To avoid these situations, many shops don’t make it easy for users: common practice is that there is no comment section for each description, and the “Help us to Improve” section is used to gather information from surveys, instead of complaints or improvements, as is the case with the Spanish clothes shop Kling. This leaves the customer with the only alternative of the mailbox, which implies too much work for the user and doesn’t allow to publicly display their opinion.
Many shops choose not to offer the comment section and ratings because the majority of their products in the catalogue are rotating and perishable, but most of all because it avoids a bad comment marking the description, or they having to block it and being criticised for taking that measure. Amazon recognised that although the number of these reviews was small, their influence and impact could be very negative for the rest of users in general terms, as regards the trust that the site inspires.
But the absence of reviews means that clients have to visit other pages or social networks to get opinions, which can become very confusing and can discourage them from making a purchase. In this way, there is a higher risk of losing customers who go hopping from site to site while they are doing their research, and they may find something alternative and better in that process.
Invisibility or super-strength? The attitude of ecommerce towards reviews
Despite all the fears and disadvantages for e-commerce, it’s advisable to include an opinion section and a simple rating system by means of using stars for each product description, as this transmits a trustworthy brand image that doesn’t fear or respond to customer interaction. By making this option stand out, even in the quick view, it’s easier for clients to know if the product is good, and it encourages them to participate if there is no review (many people love to be the first to do something). Here is where the examples of prominent and exhaustive description reviews appear in Starbucks and the furniture, household items and clothing shop Anthropologie.
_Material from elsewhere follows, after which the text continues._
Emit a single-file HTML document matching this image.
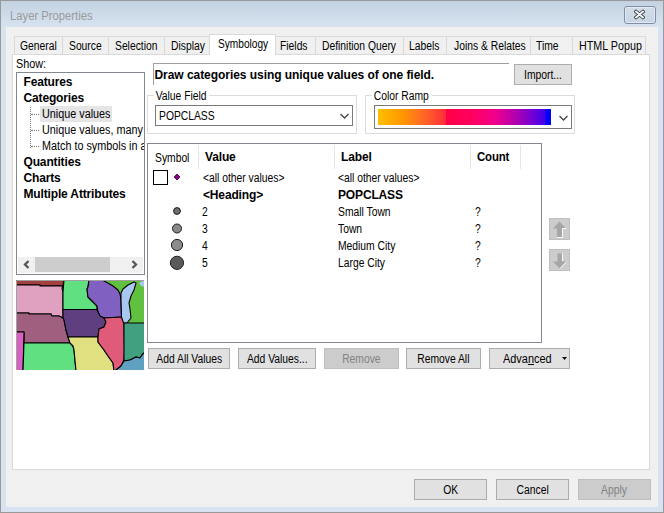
<!DOCTYPE html>
<html><head><meta charset="utf-8">
<style>
*{margin:0;padding:0;box-sizing:border-box}
html,body{width:664px;height:513px;overflow:hidden;background:#f0f0f0}
body{position:relative;font-family:"Liberation Sans",sans-serif;color:#000}
.a{position:absolute}
.t{position:absolute;margin-top:1px;font-size:12px;line-height:13px;white-space:nowrap;transform:scaleX(.86);transform-origin:0 0}
.b{position:absolute;font-size:12px;line-height:14px;font-weight:bold;letter-spacing:-0.15px;white-space:nowrap}
#frame{left:0;top:0;width:664px;height:513px;border:1px solid #999;background:#d7e3f1}
#titlegrad{left:1px;top:1px;width:662px;height:26px;background:linear-gradient(#c3d2e1,#d7e3f1)}
#inner{left:6px;top:27px;width:652px;height:480px;background:#f0f0f0}
.tab{position:absolute;top:36px;height:18px;border:1px solid #d9d9d9;border-bottom:none;background:#f0f0f0}
.tab span{position:absolute;top:3px;font-size:12px;line-height:13px;transform:scaleX(.86);transform-origin:0 0;white-space:nowrap}
.tab.sel{top:34px;height:21px;background:#fff;z-index:3}
.tab.sel span{top:3px}
#panel{left:12px;top:54px;width:638px;height:416px;background:#fff;border:1px solid #d9d9d9;z-index:2}
.btn{position:absolute;height:21px;border:1px solid #adadad;background:#e1e1e1;text-align:center;font-size:12px;line-height:19px;white-space:nowrap;color:#000}
.btn span{display:inline-block;position:relative;top:1px;transform:scaleX(.86)}
.btn.dis{border-color:#bfbfbf;background:#cccccc;color:#838383}
.grp{position:absolute;border:1px solid #dcdcdc}
.grp span{position:absolute;top:-6px;left:6px;background:#fff;padding:0 3px 0 2px;font-size:12px;line-height:13px;white-space:nowrap;transform:scaleX(.86);transform-origin:0 0}
.combo{position:absolute;border:1px solid #7a7a7a;background:#fff}
.chev{position:absolute}
</style></head><body>
<div id="frame" class="a"></div>
<div id="titlegrad" class="a"></div>
<div class="t" style="left:10px;top:9px;font-size:12.5px;color:#9a9a9a;transform:scaleX(.9)">Layer Properties</div>
<!-- close button -->
<div class="a" style="left:624px;top:6px;width:32px;height:18px;border:1px solid #7f8ea6;border-radius:3px;background:linear-gradient(#d2dde9,#c8d5e3);box-shadow:inset 0 0 0 1px #e3eaf2"></div>
<svg class="a" style="left:633px;top:9px" width="14" height="12" viewBox="0 0 14 12">
<path d="M3 2.6 L10 8.4 M10 2.6 L3 8.4" stroke="#3c4048" stroke-width="3.8" stroke-linecap="round"/>
<path d="M3 2.6 L10 8.4 M10 2.6 L3 8.4" stroke="#f6f6f6" stroke-width="2" stroke-linecap="round"/>
</svg>
<div id="inner" class="a"></div>

<!-- tabs -->
<div class="tab" style="left:14px;width:49px"><span style="left:4.5px">General</span></div>
<div class="tab" style="left:62px;width:47px"><span style="left:6.2px">Source</span></div>
<div class="tab" style="left:108px;width:57px"><span style="left:6.3px">Selection</span></div>
<div class="tab" style="left:164px;width:48px"><span style="left:6.0px">Display</span></div>
<div class="tab sel" style="left:209px;width:67px"><span style="left:7.6px;transform:scaleX(.845)">Symbology</span></div>
<div class="tab" style="left:275px;width:41px"><span style="left:4.4px">Fields</span></div>
<div class="tab" style="left:315px;width:89px"><span style="left:6.3px">Definition Query</span></div>
<div class="tab" style="left:403px;width:44px"><span style="left:5.0px">Labels</span></div>
<div class="tab" style="left:446px;width:85px"><span style="left:6.9px">Joins &amp; Relates</span></div>
<div class="tab" style="left:530px;width:43px"><span style="left:5.0px">Time</span></div>
<div class="tab" style="left:572px;width:74px"><span style="left:5.5px;transform:scaleX(.895)">HTML Popup</span></div>

<div id="panel" class="a"></div>
<div id="content" class="a" style="left:0;top:0;width:664px;height:513px;z-index:4">
<div class="t" style="left:16px;top:57px;transform:scaleX(.9)">Show:</div>

<!-- list box -->
<div class="a" style="left:16px;top:72px;width:129px;height:203px;border:1px solid #828790;background:#fff;overflow:hidden">
  <div class="b" style="left:6.5px;top:2px">Features</div>
  <div class="b" style="left:6.5px;top:18px">Categories</div>
  <div class="a" style="left:23px;top:33px;width:72px;height:16px;background:#e5e5e5"></div>
  <div class="a" style="left:13px;top:34px;width:1px;height:41px;border-left:1px dotted #7a7a7a"></div>
  <div class="a" style="left:14px;top:41px;width:8px;height:1px;border-top:1px dotted #7a7a7a"></div>
  <div class="a" style="left:14px;top:57px;width:8px;height:1px;border-top:1px dotted #7a7a7a"></div>
  <div class="a" style="left:14px;top:73px;width:8px;height:1px;border-top:1px dotted #7a7a7a"></div>
  <div class="t" style="left:25px;top:34px;transform:scaleX(.9)">Unique values</div>
  <div class="t" style="left:25px;top:50px;transform:scaleX(.9)">Unique values, many</div>
  <div class="t" style="left:25px;top:66px;transform:scaleX(.9)">Match to symbols in a</div>
  <div class="b" style="left:6.5px;top:82px">Quantities</div>
  <div class="b" style="left:6.5px;top:98px">Charts</div>
  <div class="b" style="left:6.5px;top:114px">Multiple Attributes</div>
  <!-- scrollbar -->
  <div class="a" style="left:1px;top:184px;width:125px;height:16px;background:#f0f0f0"></div>
  <div class="a" style="left:18px;top:184px;width:75px;height:15px;background:#cdcdcd"></div>
  <svg class="a" style="left:5.5px;top:187px" width="8" height="9"><path d="M5.5 1 L2 4.5 L5.5 8" fill="none" stroke="#555" stroke-width="2.3"/></svg>
  <svg class="a" style="left:113.3px;top:187px" width="8" height="9"><path d="M2.5 1 L6 4.5 L2.5 8" fill="none" stroke="#555" stroke-width="2.3"/></svg>
</div>

<!-- map -->
<svg class="a" style="left:16px;top:280px" width="128" height="90" viewBox="16 280 128 90">
<g stroke="#000" stroke-width="1.1" stroke-linejoin="round">
<rect x="16" y="280" width="129" height="91" fill="#60c040" stroke="none"/>
<polygon points="16,280 64,280 63,286 40,286 40,285 16,285" fill="#a33f3f"/>
<polygon points="16,285 40,285 40,286 63,286 62,288 63,292 63,318 59,316 52,316 51,314 29,314 29,313 16,313" fill="#e0a0c0"/>
<polygon points="64,280 89,280 88,287 87,289 88,297 92,301 97,306 97,309.5 63,309.5 63,292" fill="#60e080"/>
<polygon points="89,280 102,280 108,283 113,286 118,290 120,294 121,300 121.5,317 104,318 100,316 98,312 97,306 92,301 88,297 87,289 88,287" fill="#8060c0"/>
<polygon points="16,313 29,313 29,314 51,314 52,316 59,316 63,318 64,320 66,330 68,337 70,343 24,343 24,332 16,332" fill="#a05f7e"/>
<polygon points="63,309.5 97,309.5 98,312 100,316 104,318 106,322 104,327 99,329 98,337 68,337 66,330 64,320 63,318" fill="#603f80"/>
<polygon points="16,332 24,332 23,371 16,371" fill="#d860c0"/>
<polygon points="24,343 70,343 73,346 74,350 76,371 23,371" fill="#60e080"/>
<polygon points="68,337 98,337 98,342 104,350 108,356 113,363 114,371 76,371 74,350 73,346 70,343" fill="#e0e080"/>
<polygon points="104,318 121.5,317 124,322 124.5,352 124,360 121,366 116,370 114,371 113,363 108,356 104,350 98,342 98,337 99,329 104,327 106,322" fill="#e05a7a"/>
<polygon points="121,293 123,289 128,285 134,282 136,283 134,290 131,296 129,303 130,309 131,318 127,323 123.5,323 121.5,317 121,300" fill="#a8c8f0"/>
<polygon points="139,283 142,281 145,281 145,287 141,286" fill="#a8c8f0" stroke="none"/>
<polygon points="124,323 145,323 145,352 142,355 140,358 136,357 130,360 124,361" fill="#40a080"/>
<polygon points="124,361 130,360 136,357 140,358 142,355 145,352 145,371 114,371 116,370 121,366" fill="#60a0c0"/>
</g>
<path d="M16.5 370 L16.5 280.5 L144 280.5" fill="none" stroke="#a0a0a0"/>
</svg>

<!-- draw box -->
<div class="a" style="left:153px;top:63px;width:356px;height:22px;border-top:1px solid #a0a0a0;border-left:1px solid #a0a0a0"></div>
<div class="b" style="left:154.5px;top:68px;letter-spacing:-0.05px">Draw categories using unique values of one field.</div>
<div class="btn" style="left:514px;top:64px;width:58px"><span>Import...</span></div>

<!-- value field -->
<div class="grp" style="left:147px;top:95px;width:210px;height:39px"><span>Value Field</span></div>
<div class="combo" style="left:155px;top:105px;width:198px;height:21px"></div>
<div class="t" style="left:159.3px;top:109px">POPCLASS</div>
<svg class="a" style="left:339.5px;top:112.5px" width="9" height="6"><path d="M0.5 1 L4.5 5 L8.5 1" fill="none" stroke="#444" stroke-width="1.3"/></svg>

<!-- color ramp -->
<div class="grp" style="left:365px;top:95px;width:210px;height:39px"><span>Color Ramp</span></div>
<div class="combo" style="left:374px;top:105px;width:198px;height:24px"></div>
<div class="a" style="left:378px;top:109px;width:173px;height:16px;background:linear-gradient(to right,#ffbf00 0%,#ff9800 14%,#ff7020 24%,#ff4a30 33%,#ff2a3c 39%,#ff0048 39.6%,#ff0060 55%,#f0008c 68%,#a800b4 81%,#4000f0 96.5%,#0000ff 97.4%,#0000ff 100%)"></div>
<svg class="a" style="left:558.5px;top:114.5px" width="9" height="6"><path d="M0.5 1 L4.5 5 L8.5 1" fill="none" stroke="#444" stroke-width="1.3"/></svg>

<!-- table -->
<div class="a" style="left:147px;top:143px;width:395px;height:200px;border:1px solid #828790;background:#fff">
  <div class="a" style="left:50px;top:1px;width:1px;height:24px;background:#e5e5e5"></div>
  <div class="a" style="left:186px;top:1px;width:1px;height:24px;background:#e5e5e5"></div>
  <div class="a" style="left:322px;top:1px;width:1px;height:24px;background:#e5e5e5"></div>
  <div class="a" style="left:372px;top:1px;width:1px;height:24px;background:#e5e5e5"></div>
</div>
<div class="t" style="left:155px;top:150.5px">Symbol</div>
<div class="b" style="left:205px;top:150px">Value</div>
<div class="b" style="left:341px;top:150px">Label</div>
<div class="b" style="left:477px;top:150px;transform:scaleX(.95);transform-origin:0 0">Count</div>

<div class="a" style="left:153px;top:170px;width:15px;height:15px;border:1px solid #000;background:#fff"></div>
<svg class="a" style="left:172px;top:172px" width="10" height="10"><path d="M5 2 L8 5 L5 8 L2 5 Z" fill="#800080" stroke="#400040" stroke-width="0.8"/></svg>
<div class="t" style="left:203px;top:171px">&lt;all other values&gt;</div>
<div class="t" style="left:338px;top:171px">&lt;all other values&gt;</div>
<div class="b" style="left:203px;top:188px">&lt;Heading&gt;</div>
<div class="b" style="left:338px;top:188px">POPCLASS</div>

<svg class="a" style="left:167px;top:201px" width="20" height="70">
<circle cx="10" cy="10" r="3.4" fill="#6e6e6e" stroke="#1e1e1e"/>
<circle cx="10" cy="27.5" r="4.5" fill="#8a8a8a" stroke="#1e1e1e"/>
<circle cx="10" cy="44" r="5.6" fill="#8c8c8c" stroke="#1e1e1e"/>
<circle cx="10" cy="61.8" r="6.6" fill="#5a5a5a" stroke="#1e1e1e"/>
</svg>
<div class="t" style="left:202px;top:205px">2</div>
<div class="t" style="left:202px;top:222px">3</div>
<div class="t" style="left:202px;top:239px">4</div>
<div class="t" style="left:202px;top:256px">5</div>
<div class="t" style="left:338px;top:205px">Small Town</div>
<div class="t" style="left:338px;top:222px">Town</div>
<div class="t" style="left:338px;top:239px">Medium City</div>
<div class="t" style="left:338px;top:256px">Large City</div>
<div class="t" style="left:475px;top:205px">?</div>
<div class="t" style="left:475px;top:222px">?</div>
<div class="t" style="left:475px;top:239px">?</div>
<div class="t" style="left:475px;top:256px">?</div>

<!-- up/down -->
<div class="btn dis" style="left:549px;top:218px;width:21px;height:22px"></div>
<svg class="a" style="left:549px;top:218px" width="21" height="22">
<path d="M10.5 3.5 L17 10.5 L13 10.5 L13 19 L8 19 L8 10.5 L4 10.5 Z" fill="#a6a6a6"/>
<path d="M13.5 10.5 L13.5 19.5 L8 19.5 M13.5 10.5 L17 10.5" fill="none" stroke="#fafafa" stroke-width="1"/>
</svg>
<div class="btn dis" style="left:549px;top:249px;width:21px;height:22px"></div>
<svg class="a" style="left:549px;top:249px" width="21" height="22">
<path d="M8.5 4.5 L13 4.5 L13 12.5 L17 12.5 L10.5 19.5 L4 12.5 L8.5 12.5 Z" fill="#a6a6a6"/>
<path d="M13.5 4.5 L13.5 12 M17.2 13 L11 19.7" fill="none" stroke="#fafafa" stroke-width="1"/>
</svg>

<!-- buttons -->
<div class="btn" style="left:148px;top:348px;width:82px"><span>Add All Values</span></div>
<div class="btn" style="left:238px;top:348px;width:78px"><span>Add Values...</span></div>
<div class="btn dis" style="left:324px;top:348px;width:75px"><span>Remove</span></div>
<div class="btn" style="left:406px;top:348px;width:75px"><span>Remove All</span></div>
<div class="btn" style="left:489px;top:348px;width:81px;text-align:left;padding-left:13px"><span style="transform:scaleX(.91);transform-origin:0 0">Adva<u>n</u>ced</span></div>
<svg class="a" style="left:562px;top:357px" width="6" height="4"><path d="M0 0 L5 0 L2.5 3 Z" fill="#000"/></svg>
</div>

<!-- bottom buttons -->
<div class="btn" style="left:414px;top:479px;width:73px"><span>OK</span></div>
<div class="btn" style="left:496px;top:479px;width:73px"><span>Cancel</span></div>
<div class="btn dis" style="left:578px;top:479px;width:73px"><span>Apply</span></div>
</body></html>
In addition, the opinions become practically essential for certain products like those from parents who trust each other when it comes to rating materials suitable for children, as is the case for Disney Store.
Some large companies still don’t follow this example, as certain brands like IKEA don’t offer online purchasing or online ratings yet (that’s currently being tested in some cities), since their aim is to promote the visit in person at their stores, as this is what their sales strategy is based on, making it obligatory to go round the whole circuit, the shop’s labyrinth, the immersive experience that encourages people to buy more products, so that doubts can be turned into whims and potential customers can fall in love with items there and then.
But if Amazon isn’t even able to control the effects of the ratings, what can a smaller retailer do, as his reputation has much more to lose in a sea of competition? Well, they can do exactly what the giant can not offer: a unique and personal service that knows how to respond promptly to any criticism or complaint.
We need to think that it’s more negative for any product description to have a negative review without a reply: to ignore a comment doesn’t give a victory to the brand. Quite the opposite: it will seem like the section hasn’t been read or that the shop does not give any importance to what the customer has to say. The company may react with an apology; an acknowledgement of mistakes; the correction of a design, or some information if this concerns some kind of amendable aspect, and respond politely rather than in some automatic or impersonal way, by offering compensations, advice, and highlighting strong or positive points in exchange. The trend consists of delegating these interactions on social networks, but the website counts when it comes to making purchases, and in the case of a quick reply which leaves the customer feeling satisfied, the company can gain positive publicity on their part.
Although we don’t like acknowledging that customers are always right, it’s true that they always need to be listened to, and to facilitate them with the space to give their opinion without having to hand them the fateful complaint form, or clog up the company’s inbox. There are no half-measures in this debate: How about you? Are you for or against including ratings and reviews for your e-commerce products?